Royal Holloway - Number Theory Seminar


The NT seminar takes place on Tuesday at 4pm in MC229 (McCrea 229).
Here is a campus plan.


Spring Term 2017

January 10 Quentin Guignard (ENS, Paris)

"A zetafunctionological approach to the effective Northcott theorem"

Abstract: Northcott's theorem asserts the finiteness of the set of
algebraic points of bounded height and degree on a projective space. I
will survey known results on the cardinality of these finite sets, and I
will explain how to combine the theory of height zeta functions with the
Harder-Narasimhan-Grayson-Stuhler theory of slopes in order to give new
results on this problem. The main novelty is a procedure allowing to
relate the counting problems on two different projective spaces.


January 17 David Masser (Basel)

"Relative Manin-Mumford for commutative group varieties"

Abstract


January 24

January 31 Titus Hilberdink (Reading)

"Orders of growth of real functions"

Abstract: In this talk we define the notion of order of a function, which measures its growth rate
with respect to a given function. We introduce the notions of continuity and linearity at infinity
with which we characterize order-comparability and equivalence. Using the theory we have developed,
we apply orders of functions to give a simple and natural criterion for the uniqueness of fractional
and continuous iterates of a function.



February 7 No seminar!



February 14 Rainer Dietmann (Royal Holloway)

"Schmidt's subspace theorem, and systems of cubic forms"

Abstract: One of the fundamental results in Diophantine approximation is Schmidt's subspace theorem.
Schmidt also worked on applications of the circle method to systems of homogeneous forms, and in
particular in a series of four papers showed that any system of $r$ rational cubic forms in at least $(10r)^5$
variables has a non-trivial rational zero. In our talk we want to show how one can apply the subspace
theorem to obtain further progress on systems of cubic forms.


February 21 !!Bourne Lecture Theatre 1!! Sara Checcoli (Grenoble)

"On certain arithmetic properties of Mahler functions"

Abstract



February 28
Aurélien Galateau (Besançon) !!!CANCELLED!!



March 7 Fabien Pazuki (Copenhagen)

"Heights, bad reduction and ranks of abelian varieties"

Abstract: The goal is to give new inequalities between classical invariants of the Mordell-Weil groups of
abelian varieties. We provide an explicit comparison between the Faltings height of an abelian variety A
defined over a number field K and the bad reduction primes of A. Our proof is indirect, deriving the general
case from the jacobian case by a Bertini argument. As a consequence we obtain an inequality between the
 height of A and the rank of the group of rational points A(K), with (non-optimal) explicit constants. This
 approach is independent of the recent works of Hindry-Pacheco and Wagener. If time permits, we will show
 how it applies to studying a Northcott property for the regulator of abelian varieties.
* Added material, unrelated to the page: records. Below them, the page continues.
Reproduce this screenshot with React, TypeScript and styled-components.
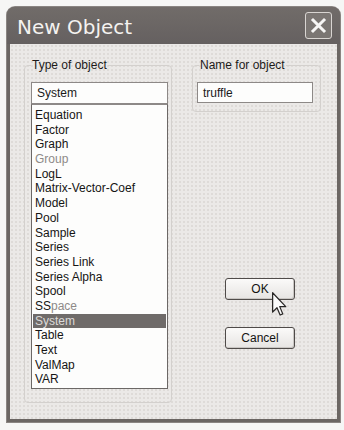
import styled, { createGlobalStyle } from "styled-components";

const GlobalStyle = createGlobalStyle`
  html, body {
    margin: 0;
    padding: 0;
    background: #f6f6f5;
    font-family: "Liberation Sans", Arial, sans-serif;
  }
`;

const Page = styled.div`
  width: 344px;
  height: 430px;
  padding: 7px 0 0 7px;
  box-sizing: border-box;
`;

const Window = styled.div`
  width: 333px;
  height: 415px;
  display: flex;
  flex-direction: column;
  background: #6b6663;
  border-radius: 8px 8px 0 0;
  box-shadow: 0 0 0 1px #8a8582;
`;

const TitleBar = styled.div`
  height: 37px;
  display: flex;
  align-items: center;
  justify-content: space-between;
  padding: 3px 8px 0 10px;
  box-sizing: border-box;
  background: linear-gradient(#716c69, #656060);
  border-radius: 8px 8px 0 0;
`;

const Title = styled.span`
  font-family: "DejaVu Sans", Verdana, sans-serif;
  font-size: 20px;
  color: #f4f2f0;
`;

const CloseButton = styled.div`
  width: 27px;
  height: 27px;
  margin-top: -3px;
  box-sizing: border-box;
  border: 1px solid #d9d5d2;
  border-radius: 3px;
  background: #7b7673;
  display: flex;
  align-items: center;
  justify-content: center;
`;

const Body = styled.div`
  flex: 1;
  margin: 0 3px 3px 3px;
  background-color: #ebe9e7;
  background-image: radial-gradient(#dedbd8 0.9px, transparent 1.1px);
  background-size: 4px 4px;
  display: flex;
  align-items: flex-start;
  padding: 14px 0 0 14px;
  gap: 20px;
`;

const Group = styled.fieldset<{ $w: number; $pl: number; $pb: number }>`
  margin: 0;
  width: ${(p) => p.$w}px;
  box-sizing: border-box;
  min-width: 0;
  border: 1px solid #d3d0cd;
  border-radius: 4px;
  padding: 10px 0 ${(p) => p.$pb}px ${(p) => p.$pl}px;
`;

const Legend = styled.legend<{ $ml: number }>`
  font-size: 12px;
  line-height: 14px;
  color: #1d1b1a;
  padding: 0 1px;
  margin-left: ${(p) => p.$ml}px;
`;

const Field = styled.div<{ $w: number; $h: number }>`
  width: ${(p) => p.$w}px;
  height: ${(p) => p.$h}px;
  box-sizing: border-box;
  border: 1px solid #8d8987;
  background: #fdfdfc;
  font-size: 12px;
  color: #1a1a1a;
  display: flex;
  align-items: center;
  padding-left: 5px;
`;

const List = styled.div`
  width: 137px;
  box-sizing: border-box;
  border: 1px solid #6c6866;
  border-top-color: #8d8987;
  background: #fdfdfc;
  padding: 3px 1px 1px 1px;
`;

const Item = styled.div<{ $selected?: boolean; $dim?: boolean }>`
  font-size: 12px;
  line-height: 14.7px;
  height: 14.7px;
  padding-left: 2px;
  color: ${(p) => (p.$selected ? "#dcdad8" : p.$dim ? "#8e8a88" : "#161514")};
  background: ${(p) => (p.$selected ? "#6f6b69" : "transparent")};
  white-space: nowrap;
`;

const Faded = styled.span`
  color: #8e8a88;
`;

const RightColumn = styled.div`
  display: flex;
  flex-direction: column;
`;

const Buttons = styled.div`
  display: flex;
  flex-direction: column;
  gap: 27px;
  margin: 166px 0 0 33px;
`;

const ButtonWrap = styled.div`
  position: relative;
`;

const Button = styled.div`
  width: 70px;
  height: 22px;
  box-sizing: border-box;
  border: 1px solid #4f4b49;
  border-radius: 3px;
  background: linear-gradient(#fbfaf9, #e6e4e2);
  box-shadow: inset -1px -1px 0 #c9c6c3;
  font-size: 12px;
  color: #141312;
  display: flex;
  align-items: center;
  justify-content: center;
`;

const Pointer = styled.svg`
  position: absolute;
  left: 47px;
  top: 14px;
`;

const items = [
  "Equation",
  "Factor",
  "Graph",
  "Group",
  "LogL",
  "Matrix-Vector-Coef",
  "Model",
  "Pool",
  "Sample",
  "Series",
  "Series Link",
  "Series Alpha",
  "Spool",
  "SSpace",
  "System",
  "Table",
  "Text",
  "ValMap",
  "VAR",
];

export default function App() {
  return (
    <Page>
      <GlobalStyle />
      <Window>
        <TitleBar>
          <Title>New Object</Title>
          <CloseButton>
            <svg width="17" height="17" viewBox="0 0 17 17">
              <path d="M3 3 L14 14 M14 3 L3 14" stroke="#f7f6f5" strokeWidth="3" strokeLinecap="square" />
            </svg>
          </CloseButton>
        </TitleBar>
        <Body>
          <Group $w={148} $pl={6} $pb={13}>
            <Legend $ml={0}>Type of object</Legend>
            <Field $w={137} $h={22}>System</Field>
            <List>
              {items.map((it) =>
                it === "SSpace" ? (
                  <Item key={it}>
                    SS<Faded>pace</Faded>
                  </Item>
                ) : (
                  <Item key={it} $selected={it === "System"} $dim={it === "Group"}>
                    {it}
                  </Item>
                )
              )}
            </List>
          </Group>
          <RightColumn>
            <Group $w={129} $pl={4} $pb={8}>
              <Legend $ml={2}>Name for object</Legend>
              <Field $w={116} $h={21}>truffle</Field>
            </Group>
            <Buttons>
              <ButtonWrap>
                <Button>OK</Button>
                <Pointer width="15" height="24" viewBox="0 0 12 19">
                  <path
                    d="M0.5 0.5 L0.5 16 L4 12.5 L6.5 18.3 L8.6 17.4 L6.2 11.6 L11 11.6 Z"
                    fill="#fbfbfb"
                    stroke="#2a2827"
                    strokeWidth="1"
                    strokeLinejoin="round"
                  />
                </Pointer>
              </ButtonWrap>
              <Button>Cancel</Button>
            </Buttons>
          </RightColumn>
        </Body>
      </Window>
    </Page>
  );
}
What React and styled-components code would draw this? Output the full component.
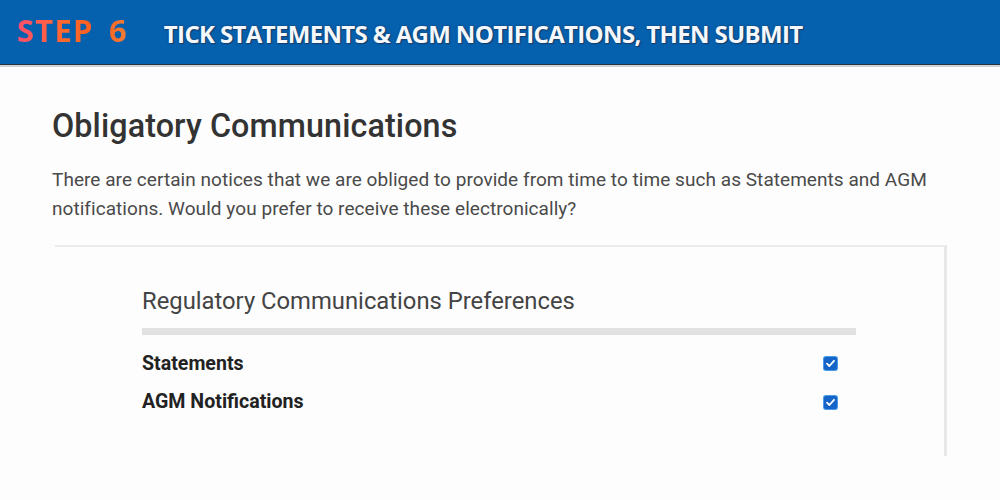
import React from "react";
import styled, { createGlobalStyle } from "styled-components";

const Global = createGlobalStyle`
  html, body { margin: 0; padding: 0; background: #fdfdfd; }
  body { font-family: Roboto, "Liberation Sans", sans-serif; }
`;

const Header = styled.header`
  height: 64px;
  background: #0560ad;
  display: flex;
  align-items: center;
  padding-left: 17px;
  gap: 37px;
  border-bottom: 1px solid #2a3440;
  box-shadow: 0 2px 0 #d4d4d4;
`;

const Step = styled.span`
  font-family: "Open Sans", sans-serif;
  font-weight: 700;
  font-size: 31px;
  letter-spacing: 1.2px;
  word-spacing: 6px;
  background: linear-gradient(90deg, #ff4f6e 0%, #ff6a2a 45%, #ff5a1e 75%, #f0803a 100%);
  -webkit-background-clip: text;
  background-clip: text;
  color: transparent;
  line-height: 1;
  margin-top: -3px;
  margin-right: -1px;
`;

const Title = styled.h1`
  margin: 0;
  font-family: "Open Sans", sans-serif;
  font-weight: 700;
  font-size: 24px;
  letter-spacing: -0.65px;
  color: #f4f8fc;
  text-shadow: 0 0 2px #163a66, 1px 1px 1px #1b3f6a;
  line-height: 1;
  margin-top: 4px;
`;

const Main = styled.main`
  padding: 42px 0 0 52px;
`;

const Heading = styled.h2`
  margin: 0;
  font-size: 32.3px;
  font-weight: 500;
  color: #333;
  line-height: 38px;
  letter-spacing: 0.1px;
`;

const Intro = styled.p`
  margin: 20px 0 0;
  width: 900px;
  font-size: 19px;
  line-height: 29px;
  letter-spacing: 0.05px;
  color: #4a4a4a;
`;

const Card = styled.section`
  margin: 22px 0 0 3px;
  width: 892px;
  height: 211px;
  border-top: 2px solid #ececec;
  border-right: 3px solid #e8e8e8;
  padding: 40px 0 0 87px;
  box-sizing: border-box;
`;

const CardTitle = styled.h3`
  margin: 0;
  width: 714px;
  font-size: 23.8px;
  font-weight: 400;
  color: #444;
  line-height: 28px;
  padding-bottom: 13px;
  border-bottom: 7px solid #e1e1e1;
`;

const Rows = styled.div`
  margin-top: 9px;
`;

const Row = styled.label`
  width: 714px;
  display: flex;
  align-items: center;
  justify-content: space-between;
  height: 38px;
`;

const RowLabel = styled.span`
  font-size: 19.6px;
  font-weight: 700;
  color: #222;
`;

const Box = styled.span`
  width: 13px;
  height: 13px;
  margin-right: 19px;
  margin-top: ${(p) => p.$offset}px;
  border-radius: 2px;
  background: #1565c8;
  box-shadow: 0 0 0 1px #4a9be8;
  display: flex;
  align-items: center;
  justify-content: center;
`;

function Check({ offset }) {
  return (
    <Box $offset={offset}>
      <svg width="11" height="11" viewBox="0 0 11 11">
        <path d="M2 5.6 L4.4 8 L9 2.8" fill="none" stroke="#fff" strokeWidth="1.8" strokeLinecap="round" strokeLinejoin="round" />
      </svg>
    </Box>
  );
}

export default function App() {
  return (
    <>
      <Global />
      <Header>
        <Step>STEP 6</Step>
        <Title>TICK STATEMENTS &amp; AGM NOTIFICATIONS, THEN SUBMIT</Title>
      </Header>
      <Main>
        <Heading>Obligatory Communications</Heading>
        <Intro>
          There are certain notices that we are obliged to provide from time to time such as Statements and AGM
          notifications. Would you prefer to receive these electronically?
        </Intro>
        <Card>
          <CardTitle>Regulatory Communications Preferences</CardTitle>
          <Rows>
            <Row>
              <RowLabel>Statements</RowLabel>
              <Check offset={0} />
            </Row>
            <Row>
              <RowLabel>AGM Notifications</RowLabel>
              <Check offset={2} />
            </Row>
          </Rows>
        </Card>
      </Main>
    </>
  );
}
March 14 Laura Capuano (Max Planck Institute Bonn)

"Unlikely Intersections in certain families of abelian varieties and the polynomial Pell equation"

Abstract: In a joint work with F. Barroero (Basel), we proved that, given n independent points on the Legendre family
of elliptic curves of equation Y^2=X(X-1)(X-c) with coordinates algebraic over Q(c), there are at most finitely many
specializations of c such that two independent relations hold between the n points on the specialized curve. This result
fits in the framework of the so-called Unlikely Intersections. We will see analogues of this result in certain families of
abelian varieties and in a family of split semi-abelian varieties. We will finally explain some applications of these results
to the study of the solvabilty of almost-Pell equations in polynomials.


March 21 Holly Krieger (Cambridge) !!CANCELLED!!


May 26 Manfred Madritsch (Nancy) !!at 2pm in C229!!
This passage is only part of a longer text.